A follow up request from Mr S has established the identity of the most generous bosses in parliament, with Sir Keir Starmer in the top ten of the 352 MPs who sanctioned such payments last year. Top of the pile was mother of the House, Harriet Harman, with £6,775 in total payments to staff, followed by Jess Phillips in the silver medal position on £6,655 and Andrew Mitchell taking the bronze with £6,550. Fifth-most generous was Richard Burgon, who demonstrated his socialist credentials by lavishing £6,200 on his staff, while ninth-placed Sir Keir authorised £5,590. His Lib Dem counterpart Sir Ed Davey finished twelfth with £4,500 in payments.

At the other end of the scale, Boris Johnson, Rishi Sunak, Liz Truss and Jacob Rees-Mogg were among those Cabinet ministers who didn't spend a penny on such bonuses.
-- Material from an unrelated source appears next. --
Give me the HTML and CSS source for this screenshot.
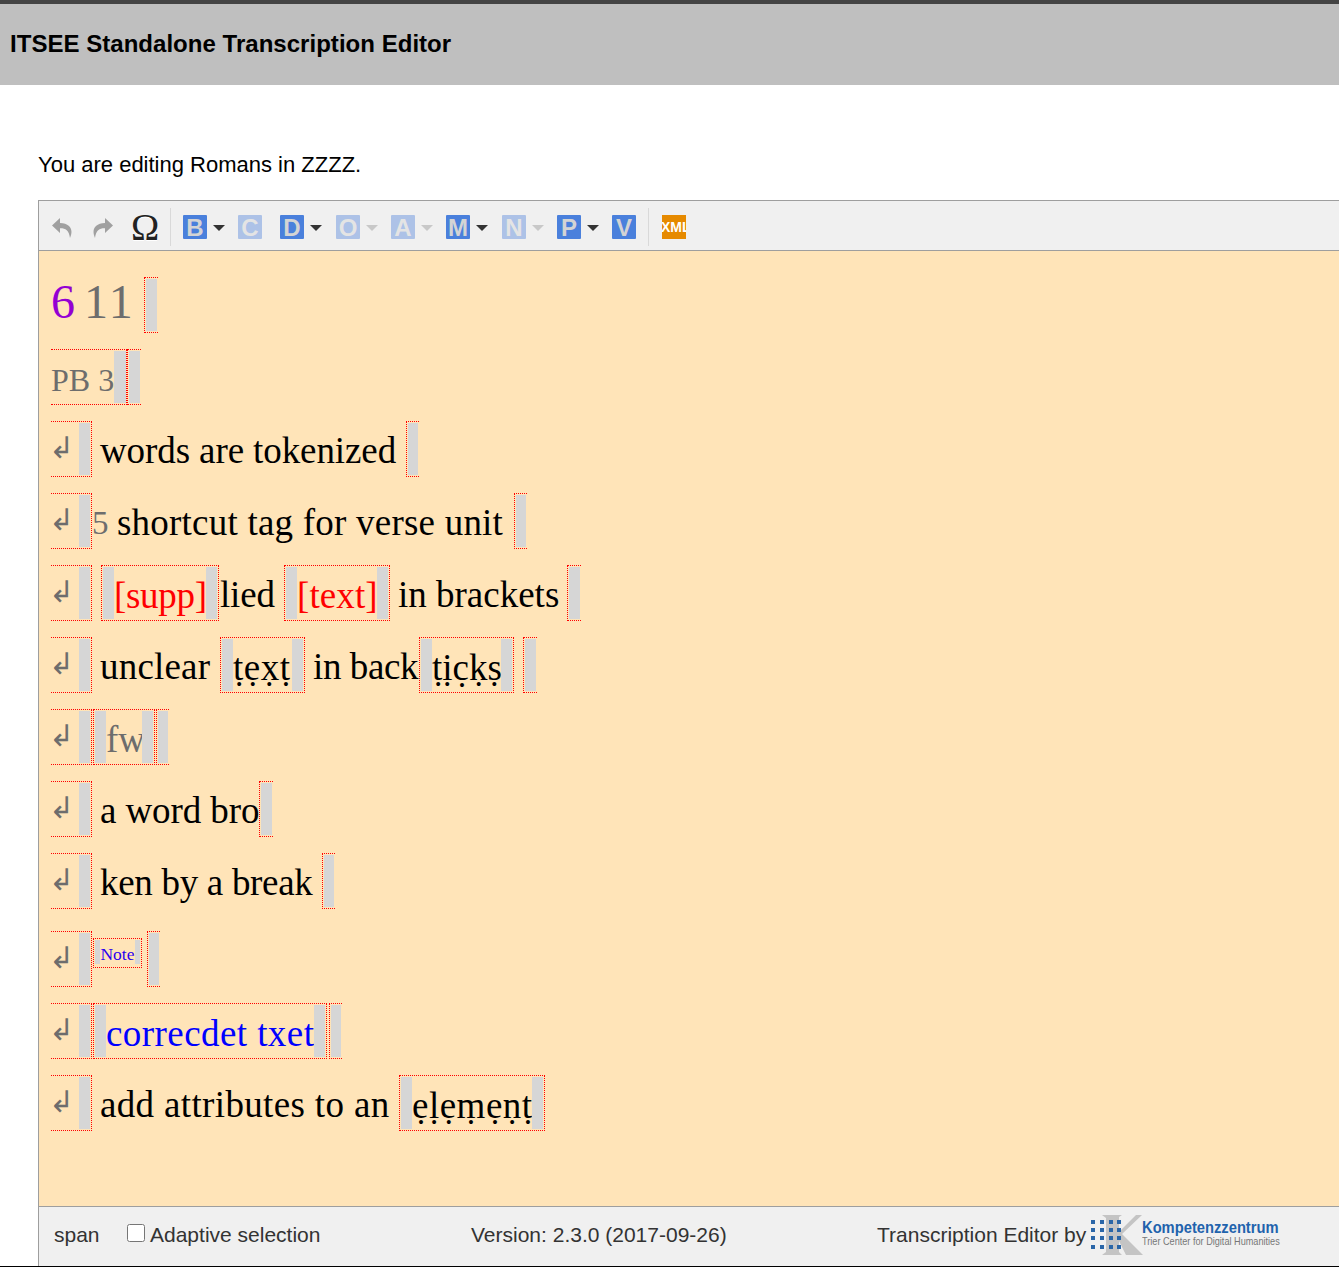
FILE: index.html
```html
<!DOCTYPE html>
<html lang="en">
<head>
<meta charset="utf-8">
<title>ITSEE Standalone Transcription Editor</title>
<link rel="stylesheet" href="styles.css">
</head>
<body>
<header class="page-header"><h1>ITSEE Standalone Transcription Editor</h1></header>
<p class="intro">You are editing Romans in ZZZZ.</p>
<section class="editor">
  <div class="toolbar">
    <svg class="history" viewBox="0 0 22 24"><path d="M9 3 L1 10.5 L9 18 L9 13.2 C14 13 18 14.8 19 23 C22.5 15 20 8.5 9 8 Z"/></svg>
    <svg class="history redo" viewBox="0 0 22 24"><path d="M13 3 L21 10.5 L13 18 L13 13.2 C8 13 4 14.8 3 23 C-.5 15 2 8.5 13 8 Z"/></svg>
    <span class="omega">Ω</span>
    <i class="sep"></i>
    <span class="btn">B</span><i class="caret"></i>
    <span class="btn off gap18">C</span>
    <span class="btn">D</span><i class="caret wide"></i>
    <span class="btn off">O</span><i class="caret off"></i>
    <span class="btn off">A</span><i class="caret off"></i>
    <span class="btn">M</span><i class="caret wide"></i>
    <span class="btn off">N</span><i class="caret off"></i>
    <span class="btn">P</span><i class="caret"></i>
    <span class="btn gap12">V</span>
    <i class="sep sep-xml"></i>
    <span class="xml"><span>XML</span></span>
  </div>
  <div class="content">
    <div class="row">
      <span class="title"><span class="purple">6</span> <span class="grey">11</span></span>
      <span class="seg tb l ml10"><i class="cap"></i></span>
    </div>
    <div class="row">
      <span class="seg tb r pb"><span class="grey small">PB 3</span><i class="cap"></i></span>
      <span class="seg tb l"><i class="cap"></i></span>
    </div>
    <div class="row">
      <span class="seg tb r brk"><span class="arrow">↲</span><i class="cap"></i></span>
      <span class="txt ml9 t-words">words are tokenized</span>
      <span class="seg tb l ml10 narrow"><i class="cap"></i></span>
    </div>
    <div class="row">
      <span class="seg tb r brk"><span class="arrow">↲</span><i class="cap"></i></span>
      <span class="txt grey t-five">5</span>
      <span class="txt ml9 t-shortcut">shortcut tag for verse unit</span>
      <span class="seg tb l ml10 narrow"><i class="cap"></i></span>
    </div>
    <div class="row">
      <span class="seg tb r brk"><span class="arrow">↲</span><i class="cap"></i></span>
      <span class="seg all ml9"><i class="cap"></i><span class="txt red t-supp">[supp]</span><i class="cap"></i></span>
      <span class="txt ml2 t-lied">lied</span>
      <span class="seg all ml10"><i class="cap"></i><span class="txt red t-text">[text]</span><i class="cap"></i></span>
      <span class="txt ml8 t-brackets">in brackets</span>
      <span class="seg tb l ml9"><i class="cap"></i></span>
    </div>
    <div class="row">
      <span class="seg tb r brk"><span class="arrow">↲</span><i class="cap"></i></span>
      <span class="txt ml9 t-unclear">unclear</span>
      <span class="seg all ml9"><i class="cap"></i><span class="txt t-dot1">ṭẹx̣ṭ</span><i class="cap"></i></span>
      <span class="txt ml9 t-back">in back</span>
      <span class="seg all ml1"><i class="cap"></i><span class="txt t-dot2">ṭịc̣ḳṣ</span><i class="cap"></i></span>
      <span class="seg tb l ml9"><i class="cap"></i></span>
    </div>
    <div class="row">
      <span class="seg tb r brk"><span class="arrow">↲</span><i class="cap"></i></span>
      <span class="seg tb r l ml1"><i class="cap"></i><span class="txt grey t-fw">fw</span><i class="cap"></i></span>
      <span class="seg tb l ml1 narrow"><i class="cap"></i></span>
    </div>
    <div class="row">
      <span class="seg tb r brk"><span class="arrow">↲</span><i class="cap"></i></span>
      <span class="txt ml9 t-bro">a word bro</span>
      <span class="seg tb l ml1"><i class="cap"></i></span>
    </div>
    <div class="row">
      <span class="seg tb r brk"><span class="arrow">↲</span><i class="cap"></i></span>
      <span class="txt ml9 t-ken">ken by a break</span>
      <span class="seg tb l ml9 narrow"><i class="cap"></i></span>
    </div>
    <div class="row note-row">
      <span class="seg tb r brk"><span class="arrow">↲</span><i class="cap"></i></span>
      <span class="seg all note ml1"><i class="cap-small"></i><span class="note-text">Note</span><i class="cap-small"></i></span>
      <span class="seg tb l ml5 narrow"><i class="cap"></i></span>
    </div>
    <div class="row">
      <span class="seg tb r brk"><span class="arrow">↲</span><i class="cap"></i></span>
      <span class="seg tb r l ml1"><i class="cap"></i><span class="txt blue t-corr">correcdet txet</span><i class="cap"></i></span>
      <span class="seg tb l ml2 narrow"><i class="cap"></i></span>
    </div>
    <div class="row">
      <span class="seg tb r brk"><span class="arrow">↲</span><i class="cap"></i></span>
      <span class="txt ml9 t-add">add attributes to an</span>
      <span class="seg all ml9"><i class="cap"></i><span class="txt t-element">ẹḷẹṃẹṇṭ</span><i class="cap"></i></span>
    </div>
  </div>
  <footer class="status">
    <span class="path">span</span>
    <label class="adaptive"><input type="checkbox">Adaptive selection</label>
    <span class="version">Version: 2.3.0 (2017-09-26)</span>
    <span class="credit">Transcription Editor by</span>
    <span class="logo">
      <svg class="logo-mark" viewBox="0 0 54 42">
        <path class="logo-k" d="M11 1 H31 L28 3 V18 L45 1 H51 L31 20 L52 41 H35 L28 27 V38 L31 41 H11 L15 38 V4 Z"/>
        <g class="logo-dots">
          <rect x="0" y="6" width="4" height="4"/><rect x="9" y="6" width="4" height="4"/><rect x="18" y="6" width="4" height="4"/><rect x="26" y="6" width="4" height="4"/>
          <rect x="0" y="14" width="4" height="4"/><rect x="9" y="14" width="4" height="4"/><rect x="18" y="14" width="4" height="4"/><rect x="26" y="14" width="4" height="4"/>
          <rect x="0" y="22" width="4" height="4"/><rect x="9" y="22" width="4" height="4"/><rect x="18" y="22" width="4" height="4"/><rect x="26" y="22" width="4" height="4"/>
          <rect x="0" y="31" width="4" height="4"/><rect x="9" y="31" width="4" height="4"/><rect x="18" y="31" width="4" height="4"/><rect x="26" y="31" width="4" height="4"/>
        </g>
      </svg>
      <span class="logo-text"><b>Kompetenzzentrum</b><small>Trier Center for Digital Humanities</small></span>
    </span>
  </footer>
</section>
</body>
</html>
```
FILE: styles.css
```css
html { margin: 0; padding: 0; height: 1267px; overflow: hidden; background: #fff; }
body { margin: 0; padding: 0; height: 1267px; box-sizing: border-box; overflow: hidden; border-bottom: 1px solid #000; font-family: "Liberation Sans", Arial, sans-serif; color: #000; }
.page-header { height: 81px; background: #bfbfbf; border-top: 4px solid #444; display: flex; align-items: center; }
.page-header h1 { margin: -2px 0 0 10px; font-size: 24px; font-weight: bold; line-height: 30px; letter-spacing: .03px; }
.intro { margin: 0; padding: 67px 0 0 38px; height: 48px; font-size: 22px; line-height: 26px; }
.editor { margin-left: 38px; width: 1400px; height: 1066px; box-sizing: border-box; border: 1px solid #9e9e9e; border-bottom: 0; border-right: 0; display: flex; flex-direction: column; }
.toolbar { height: 50px; box-sizing: border-box; flex: none; background: #f0f0f0; border-bottom: 1px solid #9e9e9e; display: flex; align-items: center; padding: 2px 0 0 12px; }
.history { width: 22px; height: 24px; fill: #a0a0a0; margin-right: 19px; }
.history.redo { margin-right: 17px; }
.omega { font-family: "Liberation Serif", serif; font-size: 38px; line-height: 34px; width: 28px; text-align: center; color: #222; text-shadow: 0 1px 0 #fff; }
.sep { width: 1px; height: 38px; background: #d9d9d9; margin: 0 12px 0 11px; }
.sep.sep-xml { margin: 0 13px 0 0; }
.btn { width: 24px; height: 24px; background: #4a80dc; color: #d4d4d4; font-weight: bold; font-size: 24px; line-height: 25px; text-align: center; margin-right: 18px; border-radius: 1px; }
.btn.gap12 { margin-right: 12px; }
.btn.off { opacity: .4; }
.btn + .caret { margin-left: -12px; }
.caret { width: 0; height: 0; border-left: 6px solid transparent; border-right: 6px solid transparent; border-top: 6px solid #333; margin-right: 13px; margin-top: 3px; }
.caret.wide { margin-right: 14px; }
.caret.off { border-top-color: #c8c8c8; }
.xml { width: 24px; height: 24px; background: #e68a00; color: #fff; font-weight: bold; font-size: 14px; line-height: 24px; overflow: hidden; white-space: nowrap; display: block; }
.xml span { margin-left: -1px; }
.content { flex: none; height: 955px; box-sizing: border-box; background: #ffe4b8; padding: 26px 0 0 12px; }
.row { display: flex; height: 56px; margin-bottom: 16px; align-items: stretch; white-space: nowrap; font-family: "Liberation Serif", serif; font-size: 37px; color: #000; }
.row.note-row { margin-top: 22px; }
.title { font-size: 48px; line-height: 50px; width: 83px; word-spacing: -3px; }
.title .grey { letter-spacing: 2.5px; }
.purple { color: #9400d3; }
.grey { color: #6d6d6d; }
.small { font-size: 32px; line-height: 61px; }
.seg { display: flex; align-items: stretch; box-sizing: border-box; flex: none; }
.seg.all { border: 1px dotted #f00; }
.seg.tb { border-top: 1px dotted #f00; border-bottom: 1px dotted #f00; }
.seg.r { border-right: 1px dotted #f00; }
.seg.l { border-left: 1px dotted #f00; }
.seg.brk { width: 41px; justify-content: flex-end; position: relative; }
.seg.pb { width: 76px; justify-content: space-between; }
.seg.pb .cap { width: 12px; margin-right: 0; }
.seg.narrow .cap { width: 10px; }
.cap { display: block; width: 11px; background: #d6d6d6; margin: 1px 0; flex: none; }
.cap:first-child { margin-left: 1px; }
.cap:last-child { margin-right: 1px; }
.arrow { position: absolute; left: -2px; top: 8px; font-family: "DejaVu Sans", sans-serif; font-size: 30px; line-height: 36px; color: #6d6d6d; }
.txt { display: block; line-height: 60px; flex: none; }
.red { color: #f00; }
.blue { color: #00f; }
.t-words { width: 295px; letter-spacing: -.1px; text-indent: -1px; }
.t-five { width: 16px; font-size: 33px; }
.t-shortcut { width: 387px; letter-spacing: .22px; }
.t-supp { width: 92px; letter-spacing: -.3px; }
.t-lied { width: 53px; letter-spacing: -.2px; text-indent: -1px; }
.t-text { width: 80px; letter-spacing: .1px; }
.t-brackets { width: 160px; }
.t-unclear { width: 110px; letter-spacing: .2px; text-indent: -1px; }
.t-dot1 { width: 59px; letter-spacing: .5px; }
.t-back { width: 104px; letter-spacing: -.4px; text-indent: -1px; }
.t-dot2 { width: 69px; }
.t-fw { width: 36px; }
.t-bro { width: 157px; letter-spacing: -.1px; text-indent: -1px; }
.t-ken { width: 212px; letter-spacing: -.3px; text-indent: -1px; }
.t-corr { width: 208px; letter-spacing: .43px; }
.t-add { width: 289px; letter-spacing: .35px; text-indent: -1px; }
.t-element { width: 120px; letter-spacing: .5px; }
.ml1 { margin-left: 1px; } .ml2 { margin-left: 2px; } .ml5 { margin-left: 5px; } .ml8 { margin-left: 8px; } .ml9 { margin-left: 9px; } .ml10 { margin-left: 10px; }
.seg.note { height: 30px; margin-top: 7px; }
.cap-small { display: block; width: 5px; background: #d6d6d6; margin: 1px 0 3px; flex: none; }
.cap-small:first-child { margin-left: 1px; }
.cap-small:last-child { margin-right: 1px; }
.note-text { font-size: 17.5px; line-height: 31px; color: #2a00f0; width: 35px; text-align: center; }
.status { flex: 1; min-height: 0; background: #f0f0f0; border-top: 1px solid #9e9e9e; display: flex; align-items: center; padding: 0 0 4px 15px; font-size: 21px; color: #333; }
.path { width: 73px; }
.adaptive { display: flex; align-items: center; width: 344px; }
.adaptive input { width: 18px; height: 18px; margin: 0 5px 4px 0; flex: none; }
.version { width: 406px; }
.credit { width: 214px; }
.logo { display: flex; align-items: center; margin-left: 0; }
.logo-mark { width: 54px; height: 42px; margin-top: 0; flex: none; }
.logo-k { fill: #c4c4c4; }
.logo-dots { fill: #2a66a8; }
.logo-text { display: flex; flex-direction: column; margin-left: -3px; margin-top: -4px; white-space: nowrap; width: 200px; }
.logo-text b { display: block; font-size: 16px; line-height: 17px; color: #1f63ad; transform: scaleX(.92); transform-origin: left; }
.logo-text small { display: block; font-size: 10.5px; line-height: 11px; color: #777; transform: scaleX(.87); transform-origin: left; }
```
Of the 22 ministers attending Cabinet, only two – Anne-Marie Trevelyan and Brandon Lewis – sanctioned such payments, with £3,550 and £2,750 respectively. Labour MPs are clearly either the most generous bosses or those most likely to splash the taxpayer cash (delete as appropriate) with 20 of the top 30 biggest spendthrifts on the green benches those who wear a red rosette. Still not all of the Starmer army take that view: shadow energy minister Olivia Blake gave the lowest bonus of just £20 to her staff last year. 

While Mr S expects those staffers with generous bosses to be toasting them and spending their wares in the Red Lion, not all welcomed the figures discovered by Steerpike. John O'Connell, chief executive of the TaxPayers' Alliance raised concerns about such bonuses. He told Mr S: 

'The electorate expects politicians to stay grounded and keep costs under control, particularly as the Covid pandemic saw many MPs and their staff work from home. With taxpayers facing a cost of living crisis, limiting unnecessary bonuses would be a welcome way for MPs to show their constituents they're keeping spending down.'

Some MPs moan to Steerpike that such sums are one of the only ways to keep parliamentary assistants from seeking better-paid posts in the private sector. Few know the perils of high staff turnover better than those toiling in the office of Emily Thornberry. For there appears to be something of a staffing crisis in the Shadow Attorney General's office as this week no less than three separate posts were advertised in her team. This in an office which, er, last month boasted just six employees, according to the parliamentary register.

If half of the posts in her team are vacant, Mr S wonders if the £500 Thornberry sanctioned in bonuses will be enough to keep those left.